(Interface markup and scripts)

** Begin **

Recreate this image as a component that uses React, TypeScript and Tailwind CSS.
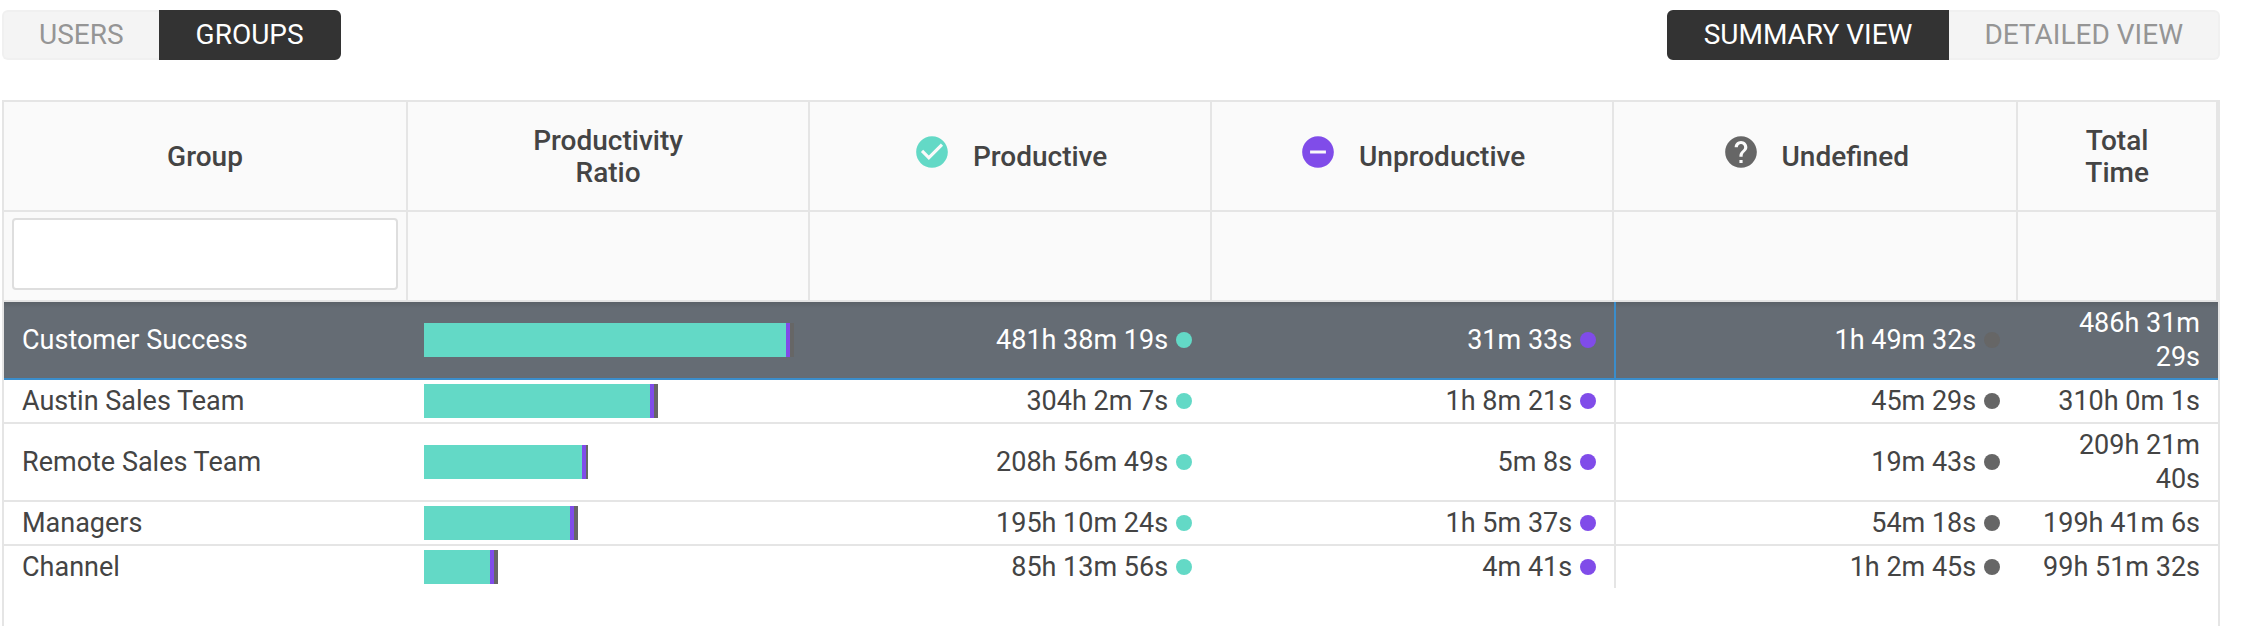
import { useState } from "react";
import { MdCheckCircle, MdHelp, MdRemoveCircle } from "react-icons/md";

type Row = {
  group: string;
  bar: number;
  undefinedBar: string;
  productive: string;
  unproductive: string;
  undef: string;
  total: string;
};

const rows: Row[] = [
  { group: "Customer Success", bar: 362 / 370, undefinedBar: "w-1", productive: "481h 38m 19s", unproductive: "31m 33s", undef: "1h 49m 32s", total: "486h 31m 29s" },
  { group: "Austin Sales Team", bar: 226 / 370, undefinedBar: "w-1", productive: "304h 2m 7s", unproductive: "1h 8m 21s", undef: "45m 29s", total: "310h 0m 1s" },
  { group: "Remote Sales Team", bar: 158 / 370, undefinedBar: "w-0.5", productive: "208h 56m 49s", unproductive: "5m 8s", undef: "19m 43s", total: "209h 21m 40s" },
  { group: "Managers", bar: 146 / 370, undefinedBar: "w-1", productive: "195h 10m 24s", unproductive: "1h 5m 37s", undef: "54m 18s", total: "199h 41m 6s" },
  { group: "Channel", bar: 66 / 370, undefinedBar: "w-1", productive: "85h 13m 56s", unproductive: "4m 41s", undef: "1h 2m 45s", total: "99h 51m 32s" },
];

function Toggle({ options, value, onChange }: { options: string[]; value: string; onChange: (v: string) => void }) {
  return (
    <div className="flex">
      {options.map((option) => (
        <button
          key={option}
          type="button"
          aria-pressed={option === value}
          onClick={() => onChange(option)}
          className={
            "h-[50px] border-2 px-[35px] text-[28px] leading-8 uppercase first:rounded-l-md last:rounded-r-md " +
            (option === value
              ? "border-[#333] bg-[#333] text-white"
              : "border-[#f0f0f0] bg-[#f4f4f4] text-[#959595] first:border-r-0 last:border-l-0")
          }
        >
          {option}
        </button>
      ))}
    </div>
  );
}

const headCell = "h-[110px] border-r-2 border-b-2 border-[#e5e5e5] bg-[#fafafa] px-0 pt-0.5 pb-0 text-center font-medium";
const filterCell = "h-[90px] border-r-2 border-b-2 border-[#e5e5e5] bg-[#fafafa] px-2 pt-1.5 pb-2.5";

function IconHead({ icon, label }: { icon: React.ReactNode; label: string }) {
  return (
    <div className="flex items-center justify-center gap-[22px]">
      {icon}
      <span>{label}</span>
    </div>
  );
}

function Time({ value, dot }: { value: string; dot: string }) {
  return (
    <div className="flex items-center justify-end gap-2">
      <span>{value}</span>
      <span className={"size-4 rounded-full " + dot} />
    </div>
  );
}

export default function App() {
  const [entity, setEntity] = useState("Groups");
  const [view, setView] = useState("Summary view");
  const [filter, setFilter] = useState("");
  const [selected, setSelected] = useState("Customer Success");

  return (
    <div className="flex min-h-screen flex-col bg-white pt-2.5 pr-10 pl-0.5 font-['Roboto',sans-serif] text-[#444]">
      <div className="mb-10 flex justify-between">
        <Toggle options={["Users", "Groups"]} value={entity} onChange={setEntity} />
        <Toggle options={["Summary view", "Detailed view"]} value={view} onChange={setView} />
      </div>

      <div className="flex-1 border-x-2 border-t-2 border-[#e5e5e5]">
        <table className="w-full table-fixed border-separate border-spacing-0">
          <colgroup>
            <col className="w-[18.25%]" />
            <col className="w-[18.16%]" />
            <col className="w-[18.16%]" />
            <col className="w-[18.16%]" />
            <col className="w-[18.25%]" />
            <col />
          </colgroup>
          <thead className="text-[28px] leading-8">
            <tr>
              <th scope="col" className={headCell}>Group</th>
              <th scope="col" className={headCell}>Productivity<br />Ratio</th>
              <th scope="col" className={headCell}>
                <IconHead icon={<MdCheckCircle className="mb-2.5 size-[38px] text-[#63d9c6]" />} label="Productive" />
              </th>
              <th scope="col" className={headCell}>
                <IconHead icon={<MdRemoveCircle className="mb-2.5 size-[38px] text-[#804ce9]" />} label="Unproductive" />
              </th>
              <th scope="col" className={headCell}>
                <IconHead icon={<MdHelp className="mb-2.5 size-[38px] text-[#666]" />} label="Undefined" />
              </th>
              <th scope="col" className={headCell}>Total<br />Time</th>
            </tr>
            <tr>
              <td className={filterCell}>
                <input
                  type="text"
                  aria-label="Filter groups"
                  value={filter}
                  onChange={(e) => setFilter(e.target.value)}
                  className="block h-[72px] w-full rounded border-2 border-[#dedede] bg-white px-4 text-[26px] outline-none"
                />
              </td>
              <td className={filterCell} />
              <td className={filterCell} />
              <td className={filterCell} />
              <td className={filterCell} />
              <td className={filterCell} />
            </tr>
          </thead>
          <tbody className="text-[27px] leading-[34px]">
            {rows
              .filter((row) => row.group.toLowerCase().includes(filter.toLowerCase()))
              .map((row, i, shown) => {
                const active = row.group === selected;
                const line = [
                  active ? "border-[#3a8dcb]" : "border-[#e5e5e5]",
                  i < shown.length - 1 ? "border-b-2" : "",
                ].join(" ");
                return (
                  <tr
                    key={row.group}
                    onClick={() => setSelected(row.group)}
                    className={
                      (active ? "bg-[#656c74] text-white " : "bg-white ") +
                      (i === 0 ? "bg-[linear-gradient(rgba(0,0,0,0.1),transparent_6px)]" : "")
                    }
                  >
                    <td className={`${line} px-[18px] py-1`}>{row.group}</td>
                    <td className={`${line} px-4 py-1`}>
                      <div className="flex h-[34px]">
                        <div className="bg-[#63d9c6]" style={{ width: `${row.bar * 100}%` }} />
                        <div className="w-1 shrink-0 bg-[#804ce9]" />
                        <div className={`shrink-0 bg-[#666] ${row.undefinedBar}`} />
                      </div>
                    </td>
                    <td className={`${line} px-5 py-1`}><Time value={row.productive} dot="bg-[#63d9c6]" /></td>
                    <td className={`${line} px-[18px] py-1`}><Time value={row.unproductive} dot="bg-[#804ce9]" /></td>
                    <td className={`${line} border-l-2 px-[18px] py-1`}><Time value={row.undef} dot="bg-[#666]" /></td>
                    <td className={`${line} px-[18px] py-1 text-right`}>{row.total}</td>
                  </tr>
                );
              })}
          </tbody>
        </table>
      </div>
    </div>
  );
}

** End **
** Begin **

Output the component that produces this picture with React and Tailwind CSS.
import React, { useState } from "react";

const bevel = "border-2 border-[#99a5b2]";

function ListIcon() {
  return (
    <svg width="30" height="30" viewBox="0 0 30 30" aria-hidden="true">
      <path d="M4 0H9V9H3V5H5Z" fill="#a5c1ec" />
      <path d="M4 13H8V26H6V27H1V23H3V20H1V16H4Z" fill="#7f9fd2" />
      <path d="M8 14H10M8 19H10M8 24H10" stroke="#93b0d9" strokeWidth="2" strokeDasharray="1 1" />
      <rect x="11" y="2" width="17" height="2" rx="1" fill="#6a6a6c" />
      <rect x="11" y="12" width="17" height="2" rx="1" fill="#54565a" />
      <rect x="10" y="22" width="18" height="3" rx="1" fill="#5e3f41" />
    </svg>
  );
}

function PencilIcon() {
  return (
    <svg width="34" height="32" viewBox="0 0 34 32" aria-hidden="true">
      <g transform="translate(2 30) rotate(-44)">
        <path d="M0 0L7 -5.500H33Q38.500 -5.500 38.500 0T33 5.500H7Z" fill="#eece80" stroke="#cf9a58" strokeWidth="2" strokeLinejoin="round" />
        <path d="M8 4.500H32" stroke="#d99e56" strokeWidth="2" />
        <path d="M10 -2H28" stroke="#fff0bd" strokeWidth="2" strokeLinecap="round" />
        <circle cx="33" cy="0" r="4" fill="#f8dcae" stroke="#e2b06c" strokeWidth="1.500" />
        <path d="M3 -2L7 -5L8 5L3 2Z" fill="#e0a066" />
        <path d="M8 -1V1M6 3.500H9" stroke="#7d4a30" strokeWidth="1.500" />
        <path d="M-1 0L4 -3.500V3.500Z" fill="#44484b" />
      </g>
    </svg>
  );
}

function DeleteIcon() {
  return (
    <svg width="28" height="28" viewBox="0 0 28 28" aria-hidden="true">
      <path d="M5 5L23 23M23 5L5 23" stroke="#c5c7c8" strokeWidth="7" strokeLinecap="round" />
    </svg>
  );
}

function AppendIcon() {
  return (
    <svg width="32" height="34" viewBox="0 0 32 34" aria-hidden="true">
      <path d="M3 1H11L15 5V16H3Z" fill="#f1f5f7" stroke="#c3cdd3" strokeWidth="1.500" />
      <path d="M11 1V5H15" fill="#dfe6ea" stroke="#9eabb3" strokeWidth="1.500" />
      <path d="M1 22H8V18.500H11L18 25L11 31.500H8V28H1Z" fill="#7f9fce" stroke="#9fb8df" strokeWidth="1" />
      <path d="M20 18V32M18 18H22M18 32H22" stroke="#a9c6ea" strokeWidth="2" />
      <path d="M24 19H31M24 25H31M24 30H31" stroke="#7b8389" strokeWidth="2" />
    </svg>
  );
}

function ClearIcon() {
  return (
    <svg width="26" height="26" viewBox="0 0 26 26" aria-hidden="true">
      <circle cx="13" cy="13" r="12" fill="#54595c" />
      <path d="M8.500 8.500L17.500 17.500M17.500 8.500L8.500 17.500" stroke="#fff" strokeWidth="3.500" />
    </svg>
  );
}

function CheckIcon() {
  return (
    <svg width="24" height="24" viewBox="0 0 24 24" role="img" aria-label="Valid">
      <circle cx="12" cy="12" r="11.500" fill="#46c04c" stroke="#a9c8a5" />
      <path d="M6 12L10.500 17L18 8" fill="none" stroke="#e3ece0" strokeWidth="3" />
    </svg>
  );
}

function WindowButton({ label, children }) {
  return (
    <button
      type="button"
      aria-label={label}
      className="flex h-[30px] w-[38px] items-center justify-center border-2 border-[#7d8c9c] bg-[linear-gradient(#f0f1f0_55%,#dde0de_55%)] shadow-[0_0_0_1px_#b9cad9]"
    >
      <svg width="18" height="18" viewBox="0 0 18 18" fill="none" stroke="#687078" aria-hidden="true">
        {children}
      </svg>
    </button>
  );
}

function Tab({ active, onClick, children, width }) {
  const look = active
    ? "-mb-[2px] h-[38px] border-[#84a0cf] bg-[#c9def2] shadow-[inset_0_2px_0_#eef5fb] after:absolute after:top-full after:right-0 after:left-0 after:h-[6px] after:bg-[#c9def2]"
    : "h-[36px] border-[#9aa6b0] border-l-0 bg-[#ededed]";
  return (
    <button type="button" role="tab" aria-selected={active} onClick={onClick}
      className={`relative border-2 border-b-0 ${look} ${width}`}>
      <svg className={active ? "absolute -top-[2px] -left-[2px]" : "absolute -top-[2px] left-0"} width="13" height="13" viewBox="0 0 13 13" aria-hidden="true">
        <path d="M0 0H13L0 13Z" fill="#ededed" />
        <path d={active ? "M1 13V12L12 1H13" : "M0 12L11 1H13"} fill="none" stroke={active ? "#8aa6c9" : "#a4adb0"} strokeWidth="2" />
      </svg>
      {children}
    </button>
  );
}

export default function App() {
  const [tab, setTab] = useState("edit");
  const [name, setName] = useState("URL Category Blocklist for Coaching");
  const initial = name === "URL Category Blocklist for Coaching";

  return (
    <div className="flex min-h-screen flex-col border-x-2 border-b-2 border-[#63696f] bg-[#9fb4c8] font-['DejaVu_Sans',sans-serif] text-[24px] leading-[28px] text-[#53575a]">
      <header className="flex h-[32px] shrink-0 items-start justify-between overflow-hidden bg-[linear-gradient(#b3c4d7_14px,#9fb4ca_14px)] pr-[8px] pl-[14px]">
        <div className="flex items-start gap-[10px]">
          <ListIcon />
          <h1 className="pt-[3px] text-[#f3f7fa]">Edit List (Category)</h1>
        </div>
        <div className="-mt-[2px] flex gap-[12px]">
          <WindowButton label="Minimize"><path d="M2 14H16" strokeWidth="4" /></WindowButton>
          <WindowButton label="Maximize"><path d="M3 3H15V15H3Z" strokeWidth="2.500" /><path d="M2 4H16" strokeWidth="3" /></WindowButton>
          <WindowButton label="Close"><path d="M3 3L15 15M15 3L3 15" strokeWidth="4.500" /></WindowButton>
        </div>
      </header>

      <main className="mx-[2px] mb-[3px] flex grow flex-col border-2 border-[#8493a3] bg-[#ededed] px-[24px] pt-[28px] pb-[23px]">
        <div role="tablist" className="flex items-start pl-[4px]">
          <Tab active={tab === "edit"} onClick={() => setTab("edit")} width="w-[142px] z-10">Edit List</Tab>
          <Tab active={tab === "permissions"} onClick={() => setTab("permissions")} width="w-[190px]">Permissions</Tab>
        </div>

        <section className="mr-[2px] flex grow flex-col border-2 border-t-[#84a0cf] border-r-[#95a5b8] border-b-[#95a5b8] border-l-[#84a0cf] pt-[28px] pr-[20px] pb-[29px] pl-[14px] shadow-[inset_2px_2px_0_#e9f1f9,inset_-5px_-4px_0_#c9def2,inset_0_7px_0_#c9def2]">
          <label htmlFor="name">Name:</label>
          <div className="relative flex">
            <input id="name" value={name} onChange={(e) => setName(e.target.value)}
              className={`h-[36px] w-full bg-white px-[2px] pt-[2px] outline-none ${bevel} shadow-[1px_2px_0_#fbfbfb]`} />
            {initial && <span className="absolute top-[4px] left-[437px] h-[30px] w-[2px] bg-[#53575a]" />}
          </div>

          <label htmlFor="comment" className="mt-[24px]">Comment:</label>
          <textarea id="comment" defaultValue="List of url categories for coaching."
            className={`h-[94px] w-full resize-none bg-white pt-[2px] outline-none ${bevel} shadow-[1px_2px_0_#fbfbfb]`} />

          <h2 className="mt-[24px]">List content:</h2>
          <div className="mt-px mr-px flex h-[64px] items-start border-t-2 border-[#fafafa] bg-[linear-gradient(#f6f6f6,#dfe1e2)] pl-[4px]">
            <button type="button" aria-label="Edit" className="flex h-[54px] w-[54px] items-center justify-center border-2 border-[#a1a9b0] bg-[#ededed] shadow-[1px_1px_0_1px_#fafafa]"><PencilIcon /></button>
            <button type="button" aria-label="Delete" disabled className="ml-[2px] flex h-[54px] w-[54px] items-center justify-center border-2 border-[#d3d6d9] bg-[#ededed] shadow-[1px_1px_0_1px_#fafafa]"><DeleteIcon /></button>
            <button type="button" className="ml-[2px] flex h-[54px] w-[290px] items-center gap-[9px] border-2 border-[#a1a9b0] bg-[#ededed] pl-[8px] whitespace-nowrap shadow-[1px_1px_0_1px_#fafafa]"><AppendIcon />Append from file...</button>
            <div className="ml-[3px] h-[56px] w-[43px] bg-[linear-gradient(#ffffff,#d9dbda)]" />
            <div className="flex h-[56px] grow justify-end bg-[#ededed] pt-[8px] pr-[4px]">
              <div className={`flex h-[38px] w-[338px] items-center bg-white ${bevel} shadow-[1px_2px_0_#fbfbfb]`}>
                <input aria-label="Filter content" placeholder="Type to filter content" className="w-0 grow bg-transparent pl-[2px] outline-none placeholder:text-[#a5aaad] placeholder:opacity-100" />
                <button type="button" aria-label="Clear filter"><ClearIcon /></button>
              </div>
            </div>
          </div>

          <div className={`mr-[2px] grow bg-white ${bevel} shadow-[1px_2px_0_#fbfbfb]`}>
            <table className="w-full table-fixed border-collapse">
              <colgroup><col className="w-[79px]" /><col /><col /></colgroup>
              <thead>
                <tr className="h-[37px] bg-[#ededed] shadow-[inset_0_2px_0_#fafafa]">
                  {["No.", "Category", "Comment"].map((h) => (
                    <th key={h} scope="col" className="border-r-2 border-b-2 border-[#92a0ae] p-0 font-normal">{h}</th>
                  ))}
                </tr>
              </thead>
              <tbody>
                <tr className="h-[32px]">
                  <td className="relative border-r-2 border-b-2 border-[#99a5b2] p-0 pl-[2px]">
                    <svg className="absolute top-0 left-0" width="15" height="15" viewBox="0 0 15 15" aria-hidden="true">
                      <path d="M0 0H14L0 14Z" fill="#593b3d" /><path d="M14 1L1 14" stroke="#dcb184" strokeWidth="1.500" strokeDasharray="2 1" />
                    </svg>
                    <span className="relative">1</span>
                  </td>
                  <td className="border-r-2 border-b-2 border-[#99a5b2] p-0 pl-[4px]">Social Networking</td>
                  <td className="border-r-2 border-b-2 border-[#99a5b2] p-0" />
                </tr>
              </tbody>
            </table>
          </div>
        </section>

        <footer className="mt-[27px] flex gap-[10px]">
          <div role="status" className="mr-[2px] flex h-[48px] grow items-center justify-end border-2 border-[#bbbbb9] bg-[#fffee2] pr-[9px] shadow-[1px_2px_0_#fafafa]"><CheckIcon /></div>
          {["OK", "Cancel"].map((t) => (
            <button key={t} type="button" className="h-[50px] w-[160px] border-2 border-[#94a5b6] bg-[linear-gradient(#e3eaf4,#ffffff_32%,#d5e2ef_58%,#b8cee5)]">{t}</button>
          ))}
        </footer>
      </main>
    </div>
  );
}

** End **

# OBJECTIVE
Go through the entries above and pull out each line with "that" in it.

# COMPLETE OUTPUT
Recreate this image as a component that uses React, TypeScript and Tailwind CSS.
Output the component that produces this picture with React and Tailwind CSS.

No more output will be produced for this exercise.